A few weeks ago, I decided to take a break from reading cases, arguments and alternative arguments to peruse the news (read: basket-cases, facts and "alternative facts") instead.

Amongst other things, I learned that the federal government is this year planning to write off approximately $178 million in unpaid federal student loans (see https://goo.gl/RhU9kn). If you think that's a lot of lost marbles, this is apparently a big improvement from just a few years earlier ($312 million in 2012 and $295 million in 2015). The federal government has stated the reasons for the write-offs include that a debtor may have filed for bankruptcy, the debt itself has passed a six-year legal limit on collection, or the debtor simply has disappeared.

Student debt has of course been a hot political topic as of late, not just in our own province but in others and south of the border as well. From Bernie Sanders to Hillary Clinton to Kathleen Wynne, tuition softening or even elimination altogether has been advocated and tabled in a number of forms. Whether you agree or disagree with this policy tack may depend on your politics and I do not intend to comment on that here. This is, after all, a legal blog; not a political one. And on that note, I return to one of the reasons provided by the feds for the write-offs: "the debtor filed for bankruptcy."
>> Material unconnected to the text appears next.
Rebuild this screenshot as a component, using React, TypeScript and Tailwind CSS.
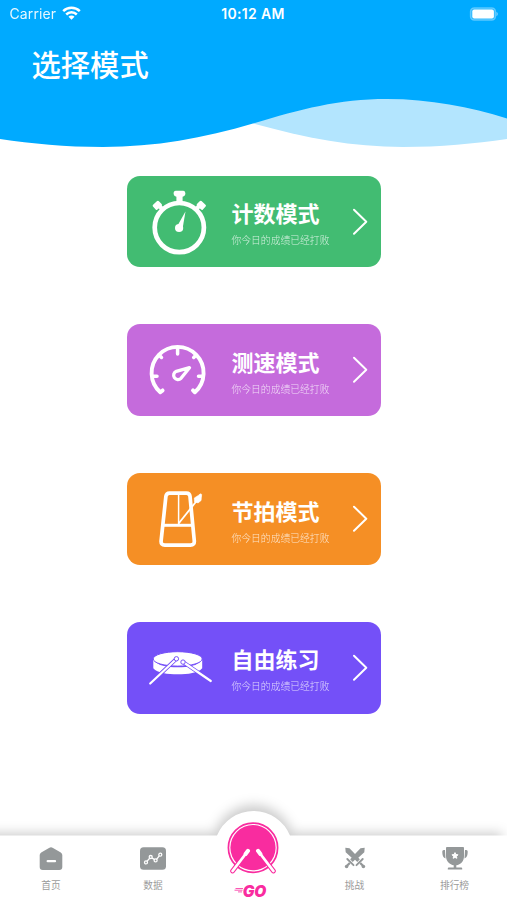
import type { ReactNode } from "react";

const cjk = "font-['Noto_Sans_CJK_SC',sans-serif]";

function StatusBar() {
  return (
    <div className="grid h-7 grid-cols-3 items-center px-[9.5px] font-['Inter',sans-serif] text-white">
      <div className="flex items-center gap-[6px]">
        <span className="text-[14px] leading-none tracking-[0.1px] opacity-90">Carrier</span>
        <svg className="-mt-[2px]" width="19" height="14" viewBox="0 0 19 14" fill="none" stroke="#fff" strokeWidth="2.500">
          <path d="M1.200 5.200a12 12 0 0 1 16.600 0" />
          <path d="M4.200 8.500a7.600 7.600 0 0 1 10.600 0" />
          <path d="M9.500 13.800 6.500 10.800a4.200 4.200 0 0 1 6 0Z" fill="#fff" stroke="none" />
        </svg>
      </div>
      <span className="-ml-px whitespace-nowrap text-center text-[14px] font-semibold leading-none tracking-[0.35px]">10:12 AM</span>
      <svg className="-mt-px justify-self-end" width="29" height="14" viewBox="0 0 29 14">
        <rect x="1.500" y="0.800" width="25" height="12.400" rx="3.600" fill="#fff" fillOpacity="0.200" stroke="#fff" strokeOpacity="0.300" strokeWidth="1.300" />
        <rect x="3.300" y="2.600" width="21.600" height="8.800" rx="2" fill="#fff" />
        <path d="M27.400 4.800q1.500.8 1.500 2.200t-1.500 2.200Z" fill="#fff" fillOpacity="0.450" />
      </svg>
    </div>
  );
}

function Header() {
  return (
    <header className="grid h-[150px] shrink-0">
      <svg className="[grid-area:1/1]" width="507" height="150" viewBox="0 0 507 150">
        <path d="M253 123.500C306 138 352 147 403 147c38 0 71-3.500 104-8V90H300Z" fill="#b3e5fe" />
        <path d="M0 0h507v118.500C470 107 430 99 387 99c-49 0-87 10.500-134 24.500C204 138 155 147 103 147 65 147 32 143.500 0 139Z" fill="#00aaff" />
      </svg>
      <div className="[grid-area:1/1]">
        <StatusBar />
        <h1 className={`${cjk} pl-[31.500px] pt-[13px] text-[29.300px] font-medium leading-[44px] text-white`}>选择模式</h1>
      </div>
    </header>
  );
}

function StopwatchIcon() {
  return (
    <g transform="translate(.8 0)">
      <circle cx="33.500" cy="51.600" r="24.600" fill="none" stroke="#fff" strokeWidth="4.700" />
      <path d="M30 14.800h7.600q2 0 2 2.700 0 2.200-1.600 2.700l-1.200.6V27h-6.200v-6.200l-1.200-.6q-1.600-.5-1.600-2.700 0-2.700 2.200-2.700Z" />
      <rect x="7.500" y="26" width="8" height="6.600" rx="1.300" transform="rotate(-42 11.500 29.300)" />
      <rect x="51.500" y="26" width="8" height="6.600" rx="1.300" transform="rotate(42 55.500 29.300)" />
      <path d="m13.500 30 4 4M53.500 30l-4 4" stroke="#fff" strokeWidth="4" />
      <circle cx="33.300" cy="52" r="4.100" />
      <path d="m39.700 35.500-2.900 17-5.300-2.500Z" />
    </g>
  );
}

function GaugeIcon() {
  return (
    <g fill="none" stroke="#fff" strokeLinecap="round" strokeLinejoin="round">
      <path d="M17.600 66.400 15.300 68.300A26 26 0 1 1 49.900 68.300L48 66.400" strokeWidth="3.900" />
      <path d="M32.600 25v5M8 52.200h4M53.500 52.200h4M14.500 31.500l2 2M50.700 31.500l-2 2" strokeWidth="3.500" />
      <path d="m44.500 43.700-13.200 3.600a4.300 4.300 0 1 0 4.700 7Z" strokeWidth="3.300" />
    </g>
  );
}

function MetronomeIcon() {
  return (
    <g fill="none" stroke="#fff" strokeLinejoin="round">
      <path d="M24.500 20.100h17q3.100 0 3.500 3.200l4.300 44.600q.3 4.200-3.800 4.200h-25.700q-4 0-3.700-4.200l4.800-44.600q.5-3.200 3.600-3.200Z" strokeWidth="3.700" />
      <path d="M18 52.300h30" strokeWidth="3" />
      <path d="M33.600 21v31" strokeWidth="1.500" />
      <path d="m33.600 50.500 22.400-28" strokeWidth="1.800" />
      <path d="m49.300 25 4.300-2.700 1.500-1.500 1.600.6-.3 2.400-.3 3.700-3 2.400-3.600-1Z" fill="#fff" strokeWidth=".6" />
    </g>
  );
}

function DrumIcon() {
  return (
    <>
      <path d="M8.300 37.700C13 44 22 45.200 32.700 45.200S52.500 44 57.200 37.700v8.600C53 51.300 43 52.300 32.700 52.300S12.500 51.300 8.300 46.300Z" />
      <ellipse cx="32.700" cy="36.900" rx="24.500" ry="7.200" stroke="#7450f8" strokeWidth="1" />
      <g fill="none" strokeLinecap="round">
        <path d="M30 38.200 5.200 61.500M39.500 41l26.300 18" stroke="#7450f8" strokeWidth="3.900" />
        <path d="M30 38.200 5.200 61.500M39.500 41l26.300 18" stroke="#fff" strokeWidth="2.200" />
      </g>
      <circle cx="31.400" cy="36.800" r="2.200" stroke="#7450f8" strokeWidth="1" />
      <circle cx="38" cy="40.100" r="2.200" stroke="#7450f8" strokeWidth="1" />
    </>
  );
}

function ModeCard({ title, color, icon }: { title: string; color: string; icon: ReactNode }) {
  return (
    <button className={`flex h-[91.700px] w-[253.400px] items-center rounded-[13px] pl-[17.700px] text-left text-white ${color}`}>
      <svg className="shrink-0" width="70" height="91.700" viewBox="0 0 70 91.700" fill="#fff">{icon}</svg>
      <span className={`${cjk} flex flex-1 flex-col pl-[16.600px] pt-[2px]`}>
        <span className="text-[22px] font-bold leading-[30px]">{title}</span>
        <span className="mt-[5px] whitespace-nowrap text-[9.800px] font-light leading-[16px] opacity-75">你今日的成绩已经打败</span>
      </span>
      <svg className="mr-[12.700px] shrink-0" width="16" height="28" viewBox="0 0 16 28" fill="none" stroke="#fff" strokeWidth="2" strokeLinecap="round" strokeLinejoin="round">
        <path d="m2 1.700 12.300 12L2 25.700" />
      </svg>
    </button>
  );
}

function Tab({ label, children }: { label: string; children: ReactNode }) {
  return (
    <button className="flex flex-col items-center pt-[56px]">
      <svg width="28" height="26" viewBox="0 0 28 26" fill="#949899">{children}</svg>
      <span className={`${cjk} mt-[6px] text-[9.700px] leading-[15px] text-[#9b9b9b]`}>{label}</span>
    </button>
  );
}

function GoButton() {
  return (
    <button className="flex flex-col items-center pt-[31px]">
      <svg className="-ml-[2px]" width="54" height="54" viewBox="0 0 54 54">
        <circle cx="27" cy="26.700" r="24.600" fill="#fff" stroke="#f92c9f" strokeWidth="1.700" />
        <circle cx="27" cy="26.700" r="22.600" fill="#f92c9f" />
        <g fill="none" strokeLinecap="round">
          <path d="M21.500 30.500 6.600 50M32.500 30.500 47.400 50" stroke="#f92c9f" strokeWidth="4.800" />
          <path d="M21.500 30.500 6.600 50M32.500 30.500 47.400 50" stroke="#fff" strokeWidth="2.800" />
          <path d="m22 29.800-2.400 3.200M32 29.800l2.400 3.200" stroke="#fff" strokeWidth="4" />
        </g>
      </svg>
      <span className="mt-[9px] flex items-start pr-[8px] leading-none text-[#f92c9f]">
        <svg className="mt-[3px]" width="9" height="8" viewBox="0 0 9 8" fill="none" stroke="#f92c9f" strokeWidth="0.800">
          <path d="M1.500 1.500H9M.5 3.200h8M4 4.900h4" />
        </svg>
        <span className="font-['Inter',sans-serif] text-[15.500px] font-black italic leading-[15px]">GO</span>
      </span>
    </button>
  );
}

function TabBar() {
  return (
    <footer className="grid h-[110px] shrink-0">
      <svg className="[grid-area:1/1]" width="507" height="110" viewBox="0 0 507 110">
        <defs>
          <filter id="soft" x="-40" y="0" width="580" height="150" filterUnits="userSpaceOnUse">
            <feGaussianBlur stdDeviation="6" />
          </filter>
        </defs>
        <path d="M-30 43H215A40.500 40.500 0 0 1 292 43H502V130H-30Z" fill="#000" fillOpacity="0.200" filter="url(#soft)" />
        <path d="M0 45.500H217A39.400 39.400 0 0 1 290 45.500H507V110H0Z" fill="#fff" />
      </svg>
      <nav className="grid grid-cols-[102px_102px_100px_101px_99px] pr-[3px] [grid-area:1/1]">
        <Tab label="首页">
          <path d="M14 1.200q.9 0 2 .8l7.800 4.500q1.500 1 1.500 2.500v12q0 3-3 3H5.700q-3 0-3-3V9q0-1.500 1.500-2.500L12 2q1.100-.8 2-.8Z" />
          <path d="M10.700 15.200h7.300" stroke="#fff" strokeWidth="2.300" strokeLinecap="round" />
        </Tab>
        <Tab label="数据">
          <rect x="1" y="1.200" width="26" height="22.600" rx="3.600" />
          <g fill="#949899" stroke="#fff" strokeWidth="1.300">
            <path d="m7 16.400 4.600-5.200 5.200 3.200 4.600-6" fill="none" />
            <circle cx="7" cy="16.400" r="1.500" />
            <circle cx="11.700" cy="11" r="1.500" />
            <circle cx="16.600" cy="14.400" r="1.500" />
            <circle cx="21.300" cy="8.700" r="1.500" />
          </g>
        </Tab>
        <GoButton />
        <Tab label="挑战">
          <path d="M4.300 1.800 8.500 2.200 14 8l5.500-5.800 4.200-.4-.4 4.400-6 5.500 1.600 1.600-2.600 2.600L14 13.800l-2.300 2.100-2.600-2.600 1.600-1.600-6-5.500Z" />
          <path d="m6.300 13 6.200 6.200M21.700 13l-6.200 6.200" stroke="#949899" strokeWidth="1.900" strokeLinecap="round" />
          <path d="m8.800 17-3 3M19.200 17l3 3" stroke="#949899" strokeWidth="2.300" />
          <circle cx="5.600" cy="20.500" r="1.800" />
          <circle cx="22.400" cy="20.500" r="1.800" />
        </Tab>
        <Tab label="排行榜">
          <path d="M5 1.800q0-.7 1-.7h16q1 0 1 .7v8.500c0 5-3.400 8.500-7.700 9v2.300h4.900q1 0 1 .9v1H6.800v-1q0-.9 1-.9h4.900v-2.300C9 18.800 5 15.300 5 10.300Z" />
          <path d="M4 4H2.700q-1.400 0-1.400 1.600c0 3.600.9 6.400 3.200 6.800ZM24 4h1.300q1.400 0 1.400 1.600c0 3.600-.9 6.400-3.200 6.800Z" />
          <path d="m14 6.600.9 1.900 2.100.3-1.500 1.500.3 2-1.800-.9-1.800.9.300-2L11 8.800l2.100-.3Z" fill="#fff" stroke="#fff" strokeWidth="1" />
        </Tab>
      </nav>
    </footer>
  );
}

export default function App() {
  return (
    <div className="flex h-[900px] w-[507px] flex-col overflow-hidden bg-white">
      <Header />
      <main className="flex min-h-0 flex-1 flex-col items-center gap-[57px] pl-[0.800px] pt-[25.800px]">
        <ModeCard title="计数模式" color="bg-[#42bc72]" icon={<StopwatchIcon />} />
        <ModeCard title="测速模式" color="bg-[#c56bdc]" icon={<GaugeIcon />} />
        <ModeCard title="节拍模式" color="bg-[#f58f25]" icon={<MetronomeIcon />} />
        <ModeCard title="自由练习" color="bg-[#7450f8]" icon={<DrumIcon />} />
      </main>
      <TabBar />
    </div>
  );
}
As both a (relatively) recent student (why didn't I file for bankruptcy years ago?!) and as a bankruptcy lawyer, this gave me pause and brought me back to some first principles. The law of bankruptcy in Canada provides for a baptism of sorts. Central to the concept of bankruptcy is the eventual emergence of the debtor/bankrupt from the process a new man, "saved", if you will. In the times of the ancients, personal bankruptcy did not exist – the inability to pay one's debts as they became due generally resulted in debt-slavery. The first English bankruptcy laws were introduced in the 16th century and second chances were thenceforth given. Arguably, bankruptcy as an escape valve from eternal economic damnation has since led to a less risk-averse and enhanced enterprising business culture, leading to a rising economic tide. In the end result, the "fresh start" principle of bankruptcy has stuck.

But unlike the Lord's purported mercy, debt forgiveness in modern bankruptcy laws has its limits. Certain classifications of debt will not be released by an order of discharge. Section 178 of the Bankruptcy and Insolvency Act provides that the following will survive the bankruptcy and "stick" to the bankrupt: debts not disclosed to the trustee in bankruptcy by the debtor, debts resulting from criminal activity, physical or sexual assault, wrongful death, alimony, spousal or child support, fraud and..... student loans. Which brings this discussion back around to the federal governments' announcement and a now obvious question: if student debts aren't discharged on bankruptcy, why are the feds writing them off?

I can think of two reasons. The first is that unlike the other debts that survive bankruptcy, the non-dischargeable status of student debt is conditional. The Bankruptcy and Insolvency Act provides that if the debtor is no longer a student and if the date of the bankruptcy is more than seven years (changed from ten years in 2008 by amendments to the Act) after the debtor ceased being a student, then the student debt becomes dischargeable. Under those conditions, the write-offs make some sense in principle at least.

However, there may be another reason. As I read the reasons given by the feds for the write-offs – " a debtor may have filed for bankruptcy" – I was left wondering if the mere application for bankruptcy is deterring the federal collectors. In fact, in Re Halford (2011), 2011 CarswellOnt 2626, 77 C.B.R. (5th) 275 (Ont. S.C.J.), that appears to be what happened. Representatives of the federal program simply did not respond to the debtor's application for bankruptcy to relieve him of his student debts and the registrar inferred that the federal program did not oppose the relief sought and implicitly agreed that the applicant ought to be relieved. And so the debtor was set free.

Whether the federal government shies away from scenario 1 or 2 (or both) and the percentage of the $178 million in write-offs that results, would be very interesting to learn. However, I have will leave the theological doctrine of "confession" for another post.